Antibiorésistance, le danger caché dans nos assiettes

22 août 2024
par Daily Science
Temps de lecture : 3 minutes

Même à concentrations infimes, les antibiotiques présents dans la viande et le poisson que nous consommons peuvent contribuer à induire le développement de bactéries résistantes. Cette conclusion est le fruit de travaux menés par des chercheurs de l’Institut des Maladies Tropicales (IMT) sis à Anvers. Suite à des expériences menées sur des larves de fausse teigne, ils ont découvert que même une dixième de la quantité ” sécuritaire ” d’antibiotiques peut induire une résistance, rendant les infections impossibles à traiter. Ils étendent actuellement leurs recherches aux souris et aux humains.

Des normes pas assez strictes

Une étude précédente de l’IMT avait révélé la présence de bactéries résistantes aux antibiotiques dans la bouche de Belges qui n’avaient pas été traités par antibiotiques depuis des décennies. « On a remarqué que même à petites doses , les antibiotiques présents dans les aliments peuvent entraîner cette résistance. Une situation particulièrement alarmante pour des bactéries telles que Klebsiella pneumoniae connues pour causer des infections graves comme la pneumonie, et qui deviennent de plus en plus résistantes aux traitements », mentionne-t-on à l’IMT.

Des organisations internationales telles que l’Agence européenne des médicaments (EMA), l’Organisation mondiale de la Santé (OMS) et l’Organisation des Nations Unies pour l’alimentation et l’agriculture (FAO) ont pourtant fixé une concentration limite d’antibiotiques tolérée dans les aliments. Cette limite vise à empêcher ces antibiotiques d’éradiquer les bactéries bénéfiques présentes dans notre corps. Cette nouvelle étude menée par l’IMT montre que, même à des concentrations 10 fois inférieures, des bactéries impossibles à contrôler peuvent proliférer.

Petites larves, gros problème

Pour comprendre l’influence des antibiotiques sur la résistance des bactéries, les chercheurs ont utilisé des larves de fausse teigne, un papillon de nuit. Ces larves sont couramment utilisées pour étudier les infections bactériennes car leurs réactions ressemblent beaucoup à celles des humains.

La technique progressive teignes, souris et enfin humains permet de combler le fossé entre les expériences utilisant des boîtes de Pétri ou des tubes à essai et les organismes vivants complexes.

Les bactéries dont se nourrissent les larves de la fausse teigne sont non seulement courantes chez l’homme et les animaux, mais elles sont également à l’origine de nombreuses infections graves. Fait alarmant, ces bactéries font partie du groupe le plus susceptible de développer une résistance aux traitements.

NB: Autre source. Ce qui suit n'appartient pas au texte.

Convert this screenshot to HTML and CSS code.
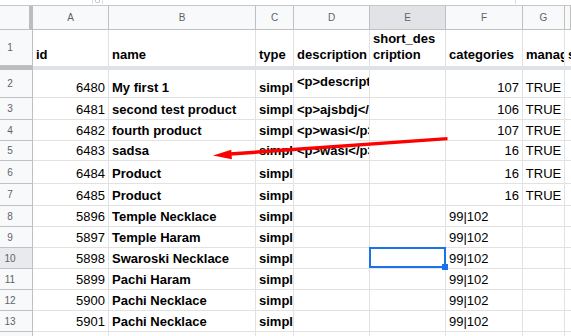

De manière surprenante, les expériences ont montré que même un dixième de la quantité “sûre” de ciprofloxacine, un antibiotique couramment utilisé pour traiter les porcs et les vaches, pourrait favoriser la résistance aux bactéries dans les larves. Une seule dose de l’antibiotique érythromycine dans l’alimentation, soit la quantité quotidienne “acceptable”, peut entraîner une résistance chez la bactérie Streptococcus pneumoniae, responsable de la pneumonie.

Implications pour la santé publique

« Notre objectif prioritaire est d’investiguer si les doses dites “acceptables” d’antibiotiques provoquent une résistance similaire chez les souris et les humains. Et si c’est le cas, imaginez l’effet de la consommation mondiale de ces doses au cours d’une vie. Cela pourrait contribuer à l’accélération de la résistance que nous observons actuellement », explique Chris Kenyon, professeur à l’IMT.

Cette étude critique les règles établissant les normes actuelles d’utilisation des antibiotiques dans la production alimentaire et appelle à une réévaluation de celles-ci afin d’endiguer ce phénomène plus qu’inquiétant.